### REQUIREMENTS
Retype the opening lines of the data exactly, stopping after the line that contains "import * as React from 'react'". Skip every picture.

### DATA LINES
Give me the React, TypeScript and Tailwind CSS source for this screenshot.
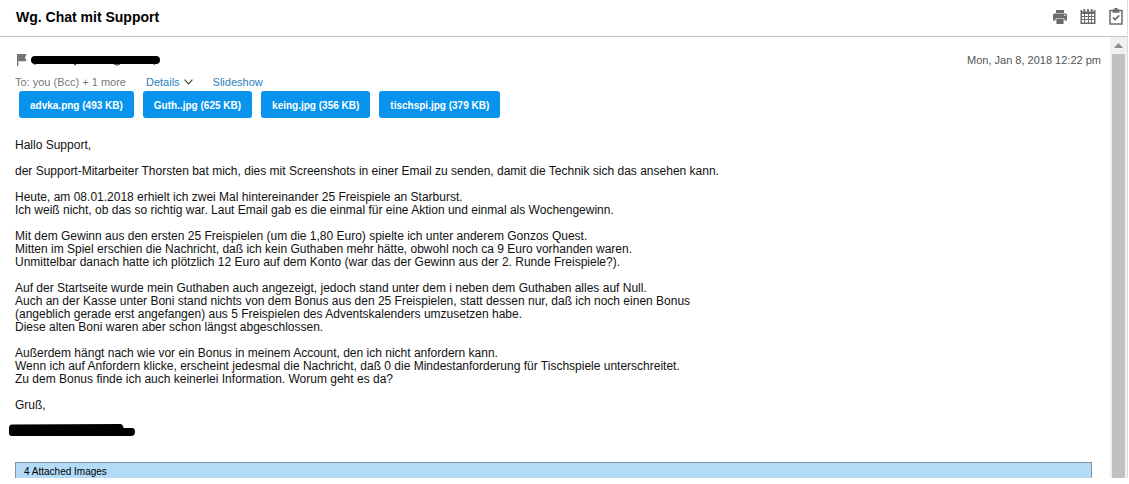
import * as React from 'react'

const attachments = [
  { name: 'advka.png', size: '493 KB' },
  { name: 'Guth..jpg', size: '625 KB' },
  { name: 'keing.jpg', size: '356 KB' },
  { name: 'tischspi.jpg', size: '379 KB' },
]

const paragraphs = [
  ['Hallo Support,'],
  [
    'der Support-Mitarbeiter Thorsten bat mich, dies mit Screenshots in einer Email zu senden, damit die Technik sich das ansehen kann.',
  ],
  [
    'Heute, am 08.01.2018 erhielt ich zwei Mal hintereinander 25 Freispiele an Starburst.',
    'Ich weiß nicht, ob das so richtig war. Laut Email gab es die einmal für eine Aktion und einmal als Wochengewinn.',
  ],
  [
    'Mit dem Gewinn aus den ersten 25 Freispielen (um die 1,80 Euro) spielte ich unter anderem Gonzos Quest.',
    'Mitten im Spiel erschien die Nachricht, daß ich kein Guthaben mehr hätte, obwohl noch ca 9 Euro vorhanden waren.',
    'Unmittelbar danach hatte ich plötzlich 12 Euro auf dem Konto (war das der Gewinn aus der 2. Runde Freispiele?).',
  ],
  [
    'Auf der Startseite wurde mein Guthaben auch angezeigt, jedoch stand unter dem i neben dem Guthaben alles auf Null.',
    'Auch an der Kasse unter Boni stand nichts von dem Bonus aus den 25 Freispielen, statt dessen nur, daß ich noch einen Bonus',
    '(angeblich gerade erst angefangen) aus 5 Freispielen des Adventskalenders umzusetzen habe.',
    'Diese alten Boni waren aber schon längst abgeschlossen.',
  ],
  [
    'Außerdem hängt nach wie vor ein Bonus in meinem Account, den ich nicht anfordern kann.',
    'Wenn ich auf Anfordern klicke, erscheint jedesmal die Nachricht, daß 0 die Mindestanforderung für Tischspiele unterschreitet.',
    'Zu dem Bonus finde ich auch keinerlei Information. Worum geht es da?',
  ],
  ['Gruß,'],
]

function PrintIcon() {
  return (
    <svg width="14" height="14" viewBox="0 0 14 14" fill="#6b6b6b" aria-hidden="true">
      <path d="M3 0h8v3H3z" />
      <path d="M1.5 3.6h11A1.5 1.5 0 0 1 14 5.1V10.4h-2.6V8.4H2.6v2H0V5.1a1.5 1.5 0 0 1 1.5-1.5z" />
      <path d="M3.4 9h7.2v5H3.4z" />
      <path d="M11.2 4.8h1.2v1.1h-1.2z" fill="#fff" />
    </svg>
  )
}

function CalendarIcon() {
  return (
    <svg width="16" height="15" viewBox="0 0 16 15" fill="#6b6b6b" aria-hidden="true">
      <path d="M0.5 1h1.7v1.4h1.2V0h1.8v2.4h1.9V0h1.8v2.4h1.9V0h1.8v2.4h1.2V1h1.7v14h-15z" />
      <path
        d="M2 5h2v2H2zM5 5h3v2H5zM9 5h2v2H9zM12 5h2v2h-2zM2 8h2v2H2zM5 8h3v2H5zM9 8h2v2H9zM12 8h2v2h-2zM2 11h2v2.4H2zM5 11h3v2.4H5zM9 11h2v2.4H9zM12 11h2v2.4h-2z"
        fill="#fff"
      />
    </svg>
  )
}

function TaskIcon() {
  return (
    <svg width="14" height="17" viewBox="0 0 14 17" fill="none" aria-hidden="true">
      <path d="M1 2.5h12v13.5H1z" stroke="#6b6b6b" strokeWidth="1.5" />
      <path d="M3.6 1.6h1.9V0h3v1.6h1.9v3.2H3.6z" fill="#6b6b6b" />
      <path d="M4 9.4l2.2 2.1L10.2 7.3" stroke="#6b6b6b" strokeWidth="1.7" />
    </svg>
  )
}

function FlagIcon() {
  return (
    <svg width="10" height="12" viewBox="0 0 10 12" fill="#737373" aria-hidden="true">
      <path d="M0 0h9.6L8 3.6l1.6 3.6H1.3V12H0z" />
    </svg>
  )
}

function Toolbar() {
  return (
    <header className="flex h-[37px] items-center justify-between border-b border-[#c4c4c4] pr-1 pb-[3px] pl-4">
      <h1 className="text-sm font-bold text-black">Wg. Chat mit Support</h1>
      <div className="flex items-center gap-[13px]">
        <button type="button" aria-label="Print">
          <PrintIcon />
        </button>
        <button type="button" aria-label="Calendar">
          <CalendarIcon />
        </button>
        <button type="button" aria-label="Task">
          <TaskIcon />
        </button>
      </div>
    </header>
  )
}

function MessageHeader() {
  return (
    <div className="pr-[9px]">
      <div className="flex h-4 items-center justify-between">
        <div className="flex items-center gap-1 pl-0.5">
          <button type="button" aria-label="Flag">
            <FlagIcon />
          </button>
          <svg width="129" height="12" viewBox="0 0 129 12" aria-hidden="true">
            <path d="M4 8v3M45 8q1 3-2 3M82 9q4 4 8 0M124 9l-1 2" stroke="#222" fill="none" />
            <rect y="2" width="129" height="8" rx="4" />
          </svg>
        </div>
        <time className="text-[11px] text-[#555]">Mon, Jan 8, 2018 12:22 pm</time>
      </div>
      <div className="mt-1.5 flex h-4 items-center text-[11px] text-[#777]">
        <span>To: you (Bcc) + 1 more</span>
        <button type="button" className="ml-5 flex items-center gap-1 text-[#2a80bd]">
          Details
          <svg width="9" height="6" viewBox="0 0 9 6" fill="none" aria-hidden="true">
            <path d="M0.6 0.7L4.5 4.9 8.4 0.7" stroke="#444" strokeWidth="1.2" />
          </svg>
        </button>
        <a href="#slideshow" className="ml-5 text-[#2a80bd]">
          Slideshow
        </a>
      </div>
      <div className="mt-px flex flex-wrap gap-[9px] pl-1">
        {attachments.map((file) => (
          <button
            key={file.name}
            type="button"
            className="h-[27px] rounded-[3px] bg-[#0894ec] px-[11px] pt-px text-[10px] font-bold text-white"
          >
            {file.name} ({file.size})
          </button>
        ))}
      </div>
    </div>
  )
}

function Scrollbar() {
  return (
    <div className="flex w-[17px] shrink-0 flex-col items-center bg-[#f1f1f1] px-0.5" aria-hidden="true">
      <div className="flex h-[17px] items-center">
        <svg width="9" height="5" viewBox="0 0 9 5" fill="#8c8c8c">
          <path d="M4.5 0L9 5H0z" />
        </svg>
      </div>
      <div className="w-full flex-1 bg-[#c1c1c1]" />
    </div>
  )
}

export default function App() {
  return (
    <div className="bg-white pr-px font-['Liberation_Sans',Arial,sans-serif]">
      <div className="border-r border-[#dcdcdc]">
        <Toolbar />
        <div className="flex">
          <main className="min-w-0 flex-1 pt-[15px] pl-[15px]">
            <MessageHeader />
            <div className="mt-[21px] space-y-[13px] text-xs leading-[13px] text-[#111]">
              {paragraphs.map((lines) => (
                <p key={lines[0]}>
                  {lines.map((line) => (
                    <span key={line} className="block">
                      {line}
                    </span>
                  ))}
                </p>
              ))}
            </div>
            <svg width="126" height="13" viewBox="0 0 126 13" className="mt-3 -ml-1.5" aria-hidden="true">
              <path d="M3 0.6L111 0Q114 0 114.5 4H123Q126 4 126 8T122 12H3Q0 12 0 9V4Q0 1 3 0.6z" />
            </svg>
            <section className="mt-[25px] mr-[18px] h-4 overflow-hidden border border-b-0 border-[#8095a8] bg-[#b3dbf8] px-2">
              <h2 className="pt-0.5 text-[10px] leading-[14px] text-black">4 Attached Images</h2>
            </section>
          </main>
          <Scrollbar />
        </div>
      </div>
    </div>
  )
}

### FULL RESPONSE
Give me the React, TypeScript and Tailwind CSS source for this screenshot.
import * as React from 'react'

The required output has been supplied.